>> BEGIN

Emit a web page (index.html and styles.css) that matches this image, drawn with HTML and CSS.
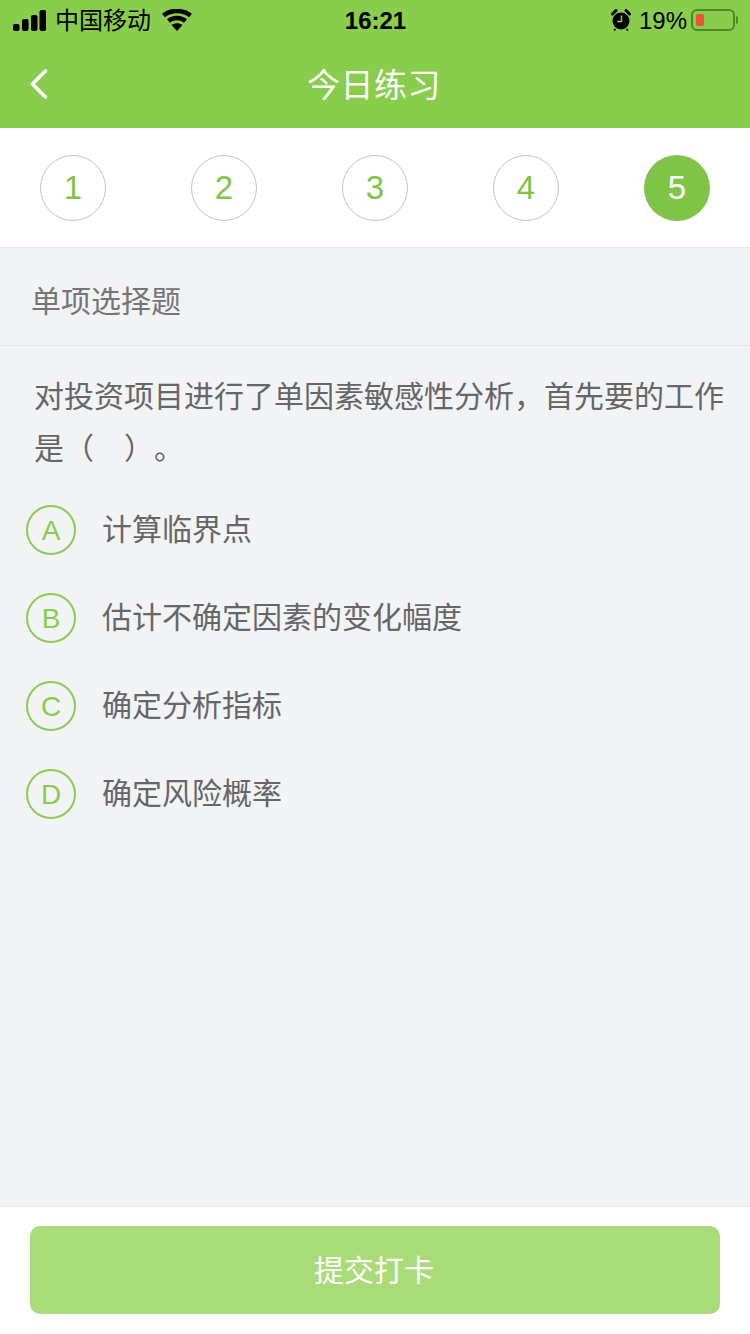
FILE: index.html
```html
<!DOCTYPE html>
<html lang="zh">
<head>
    <meta charset="UTF-8">
    <meta name="viewport" content="width=device-width, initial-scale=1.0">
    <title>今日练习</title>
    <link rel="stylesheet" href="styles.css">
</head>
<body>
    <div class="page">
        <header class="header">
            <div class="status-bar">
                <div class="status-left">
                    <svg class="signal" width="33" height="21" viewBox="0 0 33 21">
                        <rect x="0" y="14" width="6.5" height="7" rx="2"/>
                        <rect x="9" y="9" width="6.5" height="12" rx="2"/>
                        <rect x="18" y="5" width="6.5" height="16" rx="2"/>
                        <rect x="26.5" y="0" width="6.5" height="21" rx="2"/>
                    </svg>
                    <span class="carrier">中国移动</span>
                    <svg class="wifi" width="30" height="22" viewBox="0 0 30 22">
                        <path d="M1.5 6.5C9 0.5 21 0.5 28.5 6.5" />
                        <path d="M6.5 12C11 8 19 8 23.5 12" />
                        <path class="wifi-dot" d="M9.5 16C13 13.5 17 13.5 20.5 16L15 22Z" />
                    </svg>
                </div>
                <div class="status-time">16:21</div>
                <div class="status-right">
                    <svg class="alarm" width="20" height="22" viewBox="0 0 20 22">
                        <circle cx="10" cy="12" r="8.5" fill="#000"/>
                        <path d="M1.5 5L5 1.5M18.5 5L15 1.5" stroke="#000" stroke-width="3" stroke-linecap="round"/>
                        <path d="M4.5 20L3 21.5M15.5 20L17 21.5" stroke="#000" stroke-width="1.6"/>
                        <path d="M10.5 6.5V12.5H6" stroke="#88cd4b" stroke-width="1.5" fill="none"/>
                    </svg>
                    <span class="battery-text">19%</span>
                    <div class="battery">
                        <div class="battery-body"><div class="battery-level"></div></div>
                        <div class="battery-cap"></div>
                    </div>
                </div>
            </div>
            <div class="nav-bar">
                <svg class="back" width="22" height="34" viewBox="0 0 22 34">
                    <path d="M17.5 4L4.5 17L17.5 30"/>
                </svg>
                <h1 class="nav-title">今日练习</h1>
            </div>
        </header>

        <div class="steps">
            <div class="step">1</div>
            <div class="step">2</div>
            <div class="step">3</div>
            <div class="step">4</div>
            <div class="step active">5</div>
        </div>

        <main class="content">
            <div class="type-row">单项选择题</div>
            <p class="question">对投资项目进行了单因素敏感性分析，首先要的工作是（　）。</p>
            <div class="options">
                <div class="option"><span class="option-mark">A</span><span class="option-text">计算临界点</span></div>
                <div class="option"><span class="option-mark">B</span><span class="option-text">估计不确定因素的变化幅度</span></div>
                <div class="option"><span class="option-mark">C</span><span class="option-text">确定分析指标</span></div>
                <div class="option"><span class="option-mark">D</span><span class="option-text">确定风险概率</span></div>
            </div>
        </main>

        <footer class="footer">
            <button class="submit">提交打卡</button>
        </footer>
    </div>
</body>
</html>
```

FILE: styles.css
```css
* {
    box-sizing: border-box;
}
html, body {
    margin: 0;
    padding: 0;
}
body {
    font-family: "Liberation Sans", Arial, "Noto Sans CJK SC", sans-serif;
    background-color: #f2f3f5;
}
.page {
    width: 750px;
    height: 1334px;
    display: flex;
    flex-direction: column;
    overflow: hidden;
}
.header {
    height: 128px;
    background-color: #88cd4b;
}
.status-bar {
    height: 40px;
    padding: 0 12px 0 13px;
    display: grid;
    grid-template-columns: 1fr auto 1fr;
    align-items: center;
    color: #000;
}
.status-left {
    display: flex;
    align-items: center;
}
.signal {
    fill: #000;
}
.carrier {
    font-size: 24px;
    line-height: 34px;
    margin-left: 9px;
    margin-top: 2px;
}
.wifi {
    margin-left: 11px;
    fill: none;
    stroke: #000;
    stroke-width: 4.5;
}
.wifi-dot {
    fill: #000;
    stroke: none;
}
.status-time {
    font-size: 24px;
    font-weight: bold;
    margin-top: 2px;
}
.status-right {
    display: flex;
    align-items: center;
    justify-content: flex-end;
}
.battery-text {
    font-size: 24px;
    margin-left: 8px;
    margin-top: 1px;
}
.battery {
    display: flex;
    align-items: center;
    margin-left: 4px;
}
.battery-body {
    width: 44px;
    height: 22px;
    padding: 3px;
    border: 2px solid #53872c;
    border-radius: 6px;
}
.battery-level {
    width: 8px;
    height: 100%;
    background-color: #f0523a;
    border-radius: 2px;
}
.battery-cap {
    width: 2px;
    height: 8px;
    margin-left: 1px;
    background-color: #53872c;
    border-radius: 0 2px 2px 0;
}
.nav-bar {
    height: 88px;
    display: flex;
    align-items: center;
    justify-content: center;
    position: relative;
}
.back {
    position: absolute;
    left: 28px;
    top: 27px;
    fill: none;
    stroke: #fff;
    stroke-width: 3.5;
    stroke-linecap: round;
}
.nav-title {
    margin: 0 2px 2px 0;
    font-size: 33px;
    font-weight: normal;
    color: #fff;
    letter-spacing: 0.5px;
}
.steps {
    height: 120px;
    padding: 0 40px;
    background-color: #fff;
    border-bottom: 1px solid #e6e6e6;
    display: flex;
    align-items: center;
    justify-content: space-between;
}
.step {
    width: 66px;
    height: 66px;
    margin-top: 1px;
    border: 1px solid #c4c4c4;
    border-radius: 50%;
    display: flex;
    align-items: center;
    justify-content: center;
    font-size: 33px;
    color: #7fc446;
}
.step.active {
    border: none;
    background-color: #7fc446;
    color: #fff;
}
.content {
    flex: 1;
}
.type-row {
    height: 98px;
    padding: 4px 0 0 31px;
    display: flex;
    align-items: center;
    border-bottom: 1px solid #e6e6e8;
    font-size: 30px;
    color: #757575;
}
.question {
    margin: 0;
    padding: 25px 20px 0 34px;
    font-size: 30px;
    line-height: 52px;
    color: #666;
    text-spacing-trim: space-all;
}
.options {
    padding: 30px 0 0 26px;
    display: flex;
    flex-direction: column;
    gap: 38px;
}
.option {
    height: 50px;
    display: flex;
    align-items: center;
}
.option-mark {
    width: 50px;
    height: 50px;
    padding-top: 2px;
    border: 2px solid #8ccb56;
    border-radius: 50%;
    display: flex;
    align-items: center;
    justify-content: center;
    font-size: 28px;
    color: #88cd4b;
}
.option-text {
    margin-left: 26px;
    margin-top: -6px;
    font-size: 30px;
    color: #666;
}
.footer {
    height: 128px;
    padding: 19px 30px 0;
    background-color: #fff;
    border-top: 1px solid #e8e8e8;
}
.submit {
    width: 690px;
    height: 88px;
    padding: 0 2px 4px 0;
    border: none;
    border-radius: 10px;
    background-color: #a9dc78;
    font-family: inherit;
    font-size: 30px;
    color: #fff;
}
```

>> END

* _To be done_: Ignore the images and quote every line of the listing exactly.

* _Complete answer_:
Emit a web page (index.html and styles.css) that matches this image, drawn with HTML and CSS.
FILE: index.html
```html
<!DOCTYPE html>
<html lang="zh">
<head>
    <meta charset="UTF-8">
    <meta name="viewport" content="width=device-width, initial-scale=1.0">
    <title>今日练习</title>
    <link rel="stylesheet" href="styles.css">
</head>
<body>
    <div class="page">
        <header class="header">
            <div class="status-bar">
                <div class="status-left">
                    <svg class="signal" width="33" height="21" viewBox="0 0 33 21">
                        <rect x="0" y="14" width="6.5" height="7" rx="2"/>
                        <rect x="9" y="9" width="6.5" height="12" rx="2"/>
                        <rect x="18" y="5" width="6.5" height="16" rx="2"/>
                        <rect x="26.5" y="0" width="6.5" height="21" rx="2"/>
                    </svg>
                    <span class="carrier">中国移动</span>
                    <svg class="wifi" width="30" height="22" viewBox="0 0 30 22">
                        <path d="M1.5 6.5C9 0.5 21 0.5 28.5 6.5" />
                        <path d="M6.5 12C11 8 19 8 23.5 12" />
                        <path class="wifi-dot" d="M9.5 16C13 13.5 17 13.5 20.5 16L15 22Z" />
                    </svg>
                </div>
                <div class="status-time">16:21</div>
                <div class="status-right">
                    <svg class="alarm" width="20" height="22" viewBox="0 0 20 22">
                        <circle cx="10" cy="12" r="8.5" fill="#000"/>
                        <path d="M1.5 5L5 1.5M18.5 5L15 1.5" stroke="#000" stroke-width="3" stroke-linecap="round"/>
                        <path d="M4.5 20L3 21.5M15.5 20L17 21.5" stroke="#000" stroke-width="1.6"/>
                        <path d="M10.5 6.5V12.5H6" stroke="#88cd4b" stroke-width="1.5" fill="none"/>
                    </svg>
                    <span class="battery-text">19%</span>
                    <div class="battery">
                        <div class="battery-body"><div class="battery-level"></div></div>
                        <div class="battery-cap"></div>
                    </div>
                </div>
            </div>
            <div class="nav-bar">
                <svg class="back" width="22" height="34" viewBox="0 0 22 34">
                    <path d="M17.5 4L4.5 17L17.5 30"/>
                </svg>
                <h1 class="nav-title">今日练习</h1>
            </div>
        </header>

        <div class="steps">
            <div class="step">1</div>
            <div class="step">2</div>
            <div class="step">3</div>
            <div class="step">4</div>
            <div class="step active">5</div>
        </div>

        <main class="content">
            <div class="type-row">单项选择题</div>
            <p class="question">对投资项目进行了单因素敏感性分析，首先要的工作是（　）。</p>
            <div class="options">
                <div class="option"><span class="option-mark">A</span><span class="option-text">计算临界点</span></div>
                <div class="option"><span class="option-mark">B</span><span class="option-text">估计不确定因素的变化幅度</span></div>
                <div class="option"><span class="option-mark">C</span><span class="option-text">确定分析指标</span></div>
                <div class="option"><span class="option-mark">D</span><span class="option-text">确定风险概率</span></div>
            </div>
        </main>

        <footer class="footer">
            <button class="submit">提交打卡</button>
        </footer>
    </div>
</body>
</html>
```

FILE: styles.css
```css
* {
    box-sizing: border-box;
}
html, body {
    margin: 0;
    padding: 0;
}
body {
    font-family: "Liberation Sans", Arial, "Noto Sans CJK SC", sans-serif;
    background-color: #f2f3f5;
}
.page {
    width: 750px;
    height: 1334px;
    display: flex;
    flex-direction: column;
    overflow: hidden;
}
.header {
    height: 128px;
    background-color: #88cd4b;
}
.status-bar {
    height: 40px;
    padding: 0 12px 0 13px;
    display: grid;
    grid-template-columns: 1fr auto 1fr;
    align-items: center;
    color: #000;
}
.status-left {
    display: flex;
    align-items: center;
}
.signal {
    fill: #000;
}
.carrier {
    font-size: 24px;
    line-height: 34px;
    margin-left: 9px;
    margin-top: 2px;
}
.wifi {
    margin-left: 11px;
    fill: none;
    stroke: #000;
    stroke-width: 4.5;
}
.wifi-dot {
    fill: #000;
    stroke: none;
}
.status-time {
    font-size: 24px;
    font-weight: bold;
    margin-top: 2px;
}
.status-right {
    display: flex;
    align-items: center;
    justify-content: flex-end;
}
.battery-text {
    font-size: 24px;
    margin-left: 8px;
    margin-top: 1px;
}
.battery {
    display: flex;
    align-items: center;
    margin-left: 4px;
}
.battery-body {
    width: 44px;
    height: 22px;
    padding: 3px;
    border: 2px solid #53872c;
    border-radius: 6px;
}
.battery-level {
    width: 8px;
    height: 100%;
    background-color: #f0523a;
    border-radius: 2px;
}
.battery-cap {
    width: 2px;
    height: 8px;
    margin-left: 1px;
    background-color: #53872c;
    border-radius: 0 2px 2px 0;
}
.nav-bar {
    height: 88px;
    display: flex;
    align-items: center;
    justify-content: center;
    position: relative;
}
.back {
    position: absolute;
    left: 28px;
    top: 27px;
    fill: none;
    stroke: #fff;
    stroke-width: 3.5;
    stroke-linecap: round;
}
.nav-title {
    margin: 0 2px 2px 0;
    font-size: 33px;
    font-weight: normal;
    color: #fff;
    letter-spacing: 0.5px;
}
.steps {
    height: 120px;
    padding: 0 40px;
    background-color: #fff;
    border-bottom: 1px solid #e6e6e6;
    display: flex;
    align-items: center;
    justify-content: space-between;
}
.step {
    width: 66px;
    height: 66px;
    margin-top: 1px;
    border: 1px solid #c4c4c4;
    border-radius: 50%;
    display: flex;
    align-items: center;
    justify-content: center;
    font-size: 33px;
    color: #7fc446;
}
.step.active {
    border: none;
    background-color: #7fc446;
    color: #fff;
}
.content {
    flex: 1;
}
.type-row {
    height: 98px;
    padding: 4px 0 0 31px;
    display: flex;
    align-items: center;
    border-bottom: 1px solid #e6e6e8;
    font-size: 30px;
    color: #757575;
}
.question {
    margin: 0;
    padding: 25px 20px 0 34px;
    font-size: 30px;
    line-height: 52px;
    color: #666;
    text-spacing-trim: space-all;
}
.options {
    padding: 30px 0 0 26px;
    display: flex;
    flex-direction: column;
    gap: 38px;
}
.option {
    height: 50px;
    display: flex;
    align-items: center;
}
.option-mark {
    width: 50px;
    height: 50px;
    padding-top: 2px;
    border: 2px solid #8ccb56;
    border-radius: 50%;
    display: flex;
    align-items: center;
    justify-content: center;
    font-size: 28px;
    color: #88cd4b;
}
.option-text {
    margin-left: 26px;
    margin-top: -6px;
    font-size: 30px;
    color: #666;
}
.footer {
    height: 128px;
    padding: 19px 30px 0;
    background-color: #fff;
    border-top: 1px solid #e8e8e8;
}
.submit {
    width: 690px;
    height: 88px;
    padding: 0 2px 4px 0;
    border: none;
    border-radius: 10px;
    background-color: #a9dc78;
    font-family: inherit;
    font-size: 30px;
    color: #fff;
}
```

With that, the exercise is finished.